RTX Remix Converts Max Payne With Path Tracing, With 1/20th The Framerates

Low Boon Shen
2 Min Read
RTX Remix Converts Max Payne With Path Tracing, With 1/20th The Framerates

RTX Remix Converts Max Payne With Path Tracing, With 1/20th The Framerates

RTX Remix Converts Max Payne With Path Tracing, With 1/20th The Framerates

NVIDIA’s RTX Remix modding tool has been proven to be vastly useful for modders to breathe new life into games old enough to drink today, and today’s example is one of Rockstar’s most popular hits in the early 2000s, Max Payne. This DirectX 8-based game practically runs on any hardware today, assuming no compatibility issue is present.

To recap, RTX Remix allows modders to remaster the game by upscaling textures, models, and physics using AI-assisted techniques. Games remastered this way often can implement advanced graphics technologies like DLSS and Ray Tracing, among other things. So what happens when you give Max Payne, a 22-year-old game released back in July 2001, an “RTX ON” makeover?

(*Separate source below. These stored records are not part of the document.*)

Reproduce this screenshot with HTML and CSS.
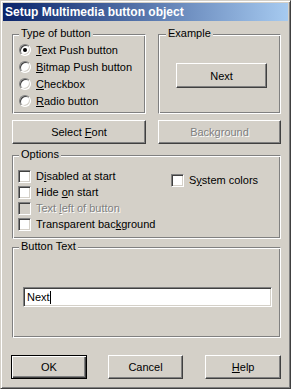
FILE: index.html
```html
<!DOCTYPE html>
<html>
	<head>
		<meta charset="utf-8">
		<title>Setup Multimedia button object</title>
		<link rel="stylesheet" href="styles.css">
	</head>
	<body>
		<div class="window">
			<div class="titlebar">Setup Multimedia button object</div>
			<div class="client">
				<div class="row-top">
					<div class="group group-type">
						<div class="legend">Type of button</div>
						<div class="opt-list">
							<div class="opt"><span class="radio checked"></span><span><u>T</u>ext Push button</span></div>
							<div class="opt"><span class="radio"></span><span><u>B</u>itmap Push button</span></div>
							<div class="opt"><span class="radio"></span><span><u>C</u>heckbox</span></div>
							<div class="opt"><span class="radio"></span><span><u>R</u>adio button</span></div>
						</div>
					</div>
					<div class="group group-example">
						<div class="legend">Example</div>
						<div class="btn btn-example"><span>Next</span></div>
					</div>
				</div>
				<div class="row-buttons">
					<div class="btn"><span>Select <u>F</u>ont</span></div>
					<div class="btn disabled"><span>Back<u>g</u>round</span></div>
				</div>
				<div class="group group-options">
					<div class="legend">Options</div>
					<div class="options-grid">
						<div class="opt-col">
							<div class="chk-row"><span class="check"></span><span>D<u>i</u>sabled at start</span></div>
							<div class="chk-row"><span class="check"></span><span>Hide <u>o</u>n start</span></div>
							<div class="chk-row disabled"><span class="check"></span><span>Text <u>l</u>eft of button</span></div>
							<div class="chk-row"><span class="check"></span><span>Transparent bac<u>k</u>ground</span></div>
						</div>
						<div class="opt-col opt-col-right">
							<div class="chk-row"><span class="check"></span><span>S<u>y</u>stem colors</span></div>
						</div>
					</div>
				</div>
				<div class="group group-text">
					<div class="legend">Button Text</div>
					<div class="edit"><span>Next</span><span class="caret"></span></div>
				</div>
				<div class="row-dialog">
					<div class="btn default btn-ok"><span>OK</span></div>
					<div class="btn btn-cancel"><span>Cancel</span></div>
					<div class="btn btn-help"><span><u>H</u>elp</span></div>
				</div>
			</div>
		</div>
	</body>
</html>
```

FILE: styles.css
```css
body{
	margin:0;
	background:#d4d0c8;
}

.window{
	width:291px;
	height:389px;
	box-sizing:border-box;
	border:1px solid;
	border-color:#d4d0c8 #404040 #404040 #d4d0c8;
	box-shadow:inset 1px 1px #fff, inset -1px -1px #808080;
	padding:2px;
	background:#d4d0c8;
	font-family:"Liberation Sans", Arial, sans-serif;
	font-size:11px;
	color:#000;
}

.titlebar{
	height:18px;
	line-height:18px;
	padding-left:2px;
	background:linear-gradient(to right, #0a246a, #a6caf0);
	color:#fff;
	font-weight:bold;
	font-size:12px;
	white-space:nowrap;
}

.client{
	padding:13px 7px 0 9px;
}

u{
	text-underline-offset:1px;
}

/* group boxes */
.group{
	box-sizing:border-box;
	border:1px solid;
	border-color:#808080 #fff #fff #808080;
	box-shadow:inset 1px 1px #fff, inset -1px -1px #808080;
}

.legend{
	width:fit-content;
	height:13px;
	line-height:13px;
	margin:-8px 0 0 6px;
	padding:0 2px;
	background:#d4d0c8;
	white-space:nowrap;
}

.row-top{
	display:grid;
	grid-template-columns:134px 123px;
	column-gap:12px;
}

.group-type, .group-example{
	height:80px;
}

.group-example .legend{
	margin-left:7px;
}

.opt-list{
	margin-top:1px;
}

.opt{
	height:17px;
	display:flex;
	align-items:center;
	padding-left:6px;
	white-space:nowrap;
}

.radio{
	width:12px;
	height:12px;
	box-sizing:border-box;
	border-radius:50%;
	border:1px solid;
	border-color:#808080 #fff #fff #808080;
	box-shadow:inset 1px 1px #404040, inset -1px -1px #d4d0c8;
	background:#fff;
	margin-right:5px;
	position:relative;
	flex:none;
}

.radio.checked::after{
	content:"";
	position:absolute;
	left:3px;
	top:3px;
	width:4px;
	height:4px;
	border-radius:50%;
	background:#000;
}

/* push buttons */
.btn{
	box-sizing:border-box;
	border:1px solid;
	border-color:#fff #404040 #404040 #fff;
	box-shadow:inset -1px -1px #808080;
	display:flex;
	align-items:center;
	justify-content:center;
	white-space:nowrap;
}

.btn.disabled, .chk-row.disabled{
	color:#808080;
	text-shadow:1px 1px #fff;
}

.btn.default{
	border:1px solid #000;
	box-shadow:inset 1px 1px #fff, inset -1px -1px #404040, inset -2px -2px #808080;
}

.btn-example{
	width:91px;
	height:25px;
	margin:23px 0 0 17px;
}

.row-buttons{
	display:grid;
	grid-template-columns:134px 123px;
	column-gap:12px;
	margin-top:6px;
	height:24px;
}

/* options */
.group-options{
	margin-top:11px;
	height:84px;
}

.options-grid{
	display:grid;
	grid-template-columns:153px 1fr;
	padding-left:5px;
	margin-top:7px;
}

.opt-col-right{
	padding-top:4px;
}

.chk-row{
	height:16px;
	display:flex;
	align-items:center;
	white-space:nowrap;
}

.check{
	width:13px;
	height:13px;
	box-sizing:border-box;
	border:1px solid;
	border-color:#808080 #fff #fff #808080;
	box-shadow:inset 1px 1px #404040, inset -1px -1px #d4d0c8;
	background:#fff;
	margin-right:5px;
	flex:none;
}

.chk-row.disabled .check{
	background:#d4d0c8;
}

/* button text */
.group-text{
	margin-top:8px;
	height:91px;
}

.edit{
	width:249px;
	height:20px;
	box-sizing:border-box;
	margin:34px 0 0 10px;
	padding-left:3px;
	border:1px solid;
	border-color:#808080 #fff #fff #808080;
	box-shadow:inset 1px 1px #404040, inset -1px -1px #d4d0c8;
	background:#fff;
	display:flex;
	align-items:center;
}

.caret{
	width:1px;
	height:13px;
	background:#000;
}

/* dialog buttons */
.row-dialog{
	display:flex;
	margin:17px 0 0 -1px;
	height:24px;
}

.row-dialog .btn{
	width:76px;
}

.btn-cancel{
	margin-left:21px;
}

.btn-help{
	margin-left:22px;
}
```
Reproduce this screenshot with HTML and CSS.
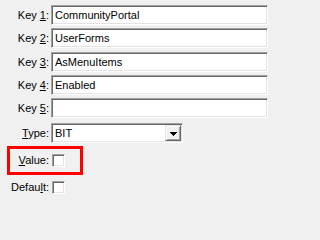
FILE: index.html
```html
<!DOCTYPE html>
<html>
<head>
<meta charset="utf-8">
<link rel="stylesheet" href="styles.css">
</head>
<body>
<div class="form">
  <div class="row key-row">
    <label class="lbl"><span>Key <u>1</u>:</span></label>
    <div class="input">CommunityPortal</div>
  </div>
  <div class="row key-row">
    <label class="lbl"><span>Key <u>2</u>:</span></label>
    <div class="input">UserForms</div>
  </div>
  <div class="row key-row">
    <label class="lbl"><span>Key <u>3</u>:</span></label>
    <div class="input">AsMenuItems</div>
  </div>
  <div class="row key-row">
    <label class="lbl"><span>Key <u>4</u>:</span></label>
    <div class="input">Enabled</div>
  </div>
  <div class="row key-row">
    <label class="lbl"><span>Key <u>5</u>:</span></label>
    <div class="input"></div>
  </div>
  <div class="row sel-row">
    <label class="lbl"><span><u>T</u>ype:</span></label>
    <div class="select">
      <span class="sel-text">BIT</span>
      <span class="drop"><svg width="7" height="4" viewBox="0 0 7 4" shape-rendering="crispEdges"><path d="M0 0h7v1H0zM1 1h5v1H1zM2 2h3v1H2zM3 3h1v1H3z" fill="#000"/></svg></span>
    </div>
  </div>
  <div class="row chk-row">
    <label class="lbl"><span><u>V</u>alue:</span></label>
    <span class="check"></span>
  </div>
  <div class="row chk-row">
    <label class="lbl"><span>Defau<u>l</u>t:</span></label>
    <span class="check"></span>
  </div>
  <div class="highlight"></div>
</div>
</body>
</html>
```

FILE: styles.css
```css
html, body {
  margin: 0;
  padding: 0;
  background: #f0f0f0;
}
body {
  width: 274px;
  height: 200px;
  overflow: hidden;
  font-family: "Liberation Sans", Arial, sans-serif;
  font-size: 11px;
  color: #000;
}
.form {
  position: relative;
  display: flex;
  flex-direction: column;
  padding-top: 5px;
}
.row {
  display: flex;
  align-items: center;
  height: 20px;
}
.key-row + .key-row { margin-top: 3.25px; }
.sel-row { margin-top: 5px; }
.chk-row { margin-top: 7px; }
.lbl {
  box-sizing: border-box;
  width: 51px;
  flex: none;
  padding-right: 2px;
  text-align: right;
  white-space: nowrap;
}
.lbl u { text-underline-offset: 1px; }
.input {
  box-sizing: border-box;
  width: 217px;
  height: 20px;
  background: #fff;
  border: 1px solid;
  border-color: #a0a0a0 #fff #fff #a0a0a0;
  box-shadow: inset 1px 1px 0 #696969, inset -1px -1px 0 #e3e3e3;
  padding: 0 3px;
  line-height: 18px;
  white-space: nowrap;
  overflow: hidden;
}
.select {
  box-sizing: border-box;
  width: 132px;
  height: 20px;
  background: #fff;
  border: 1px solid;
  border-color: #a0a0a0 #fff #fff #a0a0a0;
  box-shadow: inset 1px 1px 0 #696969, inset -1px -1px 0 #e3e3e3;
  padding: 1px;
  display: flex;
  align-items: center;
}
.sel-text {
  flex: 1;
  padding-left: 2px;
  line-height: 16px;
}
.drop {
  box-sizing: border-box;
  width: 16px;
  height: 16px;
  background: #f0f0f0;
  border: 1px solid;
  border-color: #e3e3e3 #696969 #696969 #e3e3e3;
  box-shadow: inset 1px 1px 0 #fff, inset -1px -1px 0 #a0a0a0;
  display: flex;
  align-items: center;
  justify-content: center;
}
.drop svg { display: block; margin-top: 1px; }
.check {
  box-sizing: border-box;
  flex: none;
  width: 13px;
  height: 13px;
  margin-left: 1px;
  background: #fff;
  border: 1px solid;
  border-color: #a0a0a0 #fff #fff #a0a0a0;
  box-shadow: inset 1px 1px 0 #696969, inset -1px -1px 0 #e3e3e3;
}
.highlight {
  position: absolute;
  left: 7px;
  top: 146px;
  width: 76px;
  height: 29px;
  box-sizing: border-box;
  border: 3px solid #ff0000;
}
```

Unsurprisingly, in-game graphics get a huge upgrade with significantly more realistic lighting thanks to the physically-based path tracing technique. However, path tracing is also notoriously compute-heavy, which is why games like Cyberpunk 2077 would require users to turn on DLSS 3 (Frame Gen) even if they have the RTX 4090 to really crunch through the rendering process.

RTX Remix Converts Max Payne With Path Tracing, With 1/20th The Framerates - 18

Comparing the framerates from the original game to the modded one, we see framerates tanked from nearly 1,400FPS down to just 65 – less than 1/20th of the original framerate on the RTX 4080 used on this comparison. The GPU power draw also increased significantly, as the original game simply was bottlenecked at framerates that high leaving the GPU consuming somewhere between 120 to 180 watts, while the modded game pushes the GPU to guzzle 300 watts of electrical juice.

If you’re confident your PC can handle this – you can get the RTX Remix mod by grabbing the files on the ModDB website.

Source: Videocardz

Pokdepinion: Actually, the original graphics aged pretty decently for a game this old.